Skills: Deception +4, Perception +7, Religion +3, Stealth +8 (Expertise), Survival +7

Armor: Light Armor, Medium Armor, Shield | Weapons: Simple Weapons, Martial Weapons

Tools: Herbalism Kit, Thieves' Tools | Languages: Common, [+3 common languages]

Feats

  • Alert: Add proficiency bonus to Initiative rolls; swap initiative with a party member before combat.
  • Skill Expert: Proficient in Deception, Expertise in Stealth, +1 WIS.

Equipment

Studded Leather (for better sneaking; consider a Breastplate if your DM will allow it to properly use her Medium Armor Proficiency; otherwise, consider switching Primal Order from Warden to Magician), Staff, Shield, Thieves' Tools, Herbalism Kit.

Suggested Magic Items

  • Sentinel Shield (Uncommon): Advantage on Initiative rolls and Wisdom (Perception) checks.
  • Mithral Half Plate (Uncommon): AC 15, no disadvantage on Stealth.
  • Boots of Elvenkind (Uncommon): Makes no sound while moving; advantage on Dexterity (Stealth) checks.
  • Nature's Mantle (Uncommon, Attunement): Functions as a druid focus; while Lightly Obscured, can Hide as a Bonus Action even while directly observed.

Spells

  • Cantrips: Fire Bolt, Guidance, Produce Flame, Thaumaturgy, Thorn Whip
  • Level 1: Absorb Elements, Burning Hands, Cure Wounds, Detect Magic, Find Familiar, Fog Cloud, Hellish Rebuke, Speak with Animals
  • Level 2: Darkness, Flaming Sphere, Locate Object, Moonbeam, Pass without Trace, Scorching Ray, Spike growth
  • Level 3: Aura of Vitality, Erupting Earth, Plant Growth, Revivify

📄 Download Level 5 Character Sheet (PDF)


Session Zero Considerations

Content Notes: Agnes's story involves childhood religious trauma, institutional violence against minorities, complicity in the origins of a political conflict, and a grief she has never fully addressed.
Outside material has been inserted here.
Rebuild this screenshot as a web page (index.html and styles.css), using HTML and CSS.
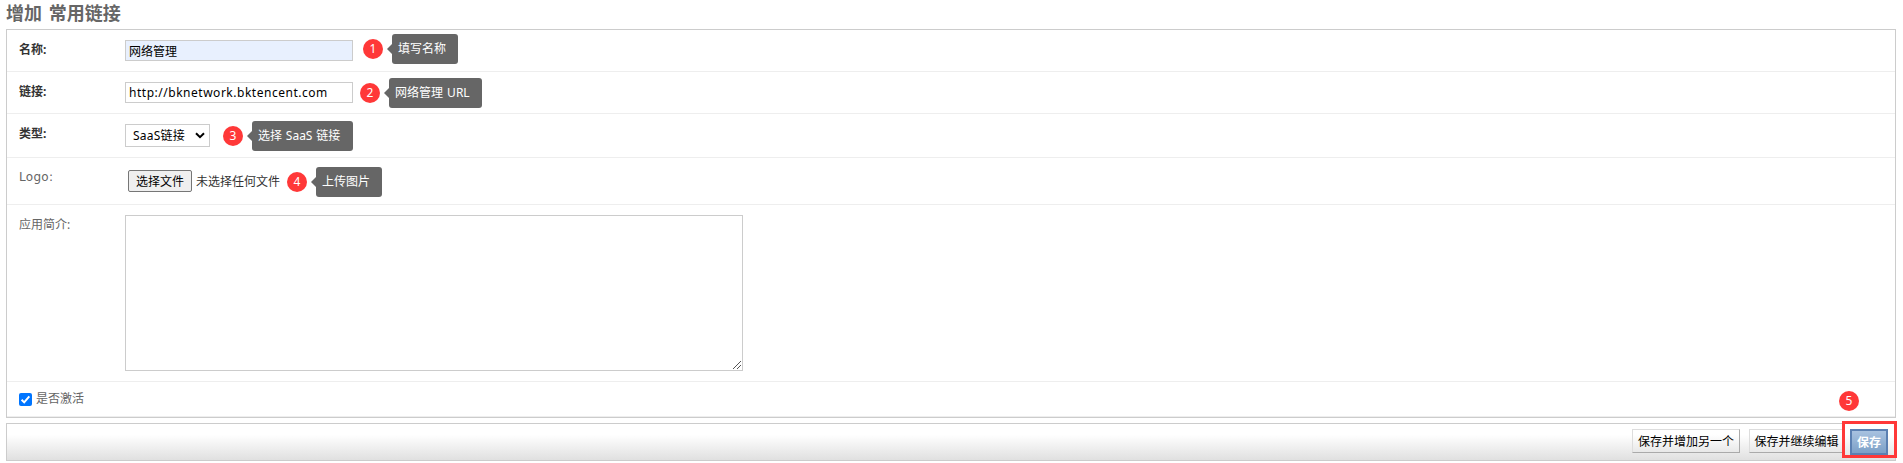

She's depicted as having legitimate trouble saying 'no' to people in need. Tables sensitive to themes of inherited guilt, political violence, or the costs of compulsive self-sacrifice should discuss this before play.

Representation Notes: Agnes is imagined as bisexual and unapologetic about it, without camp or prurience. Her tiefling heritage is a source of external prejudice and personal pride.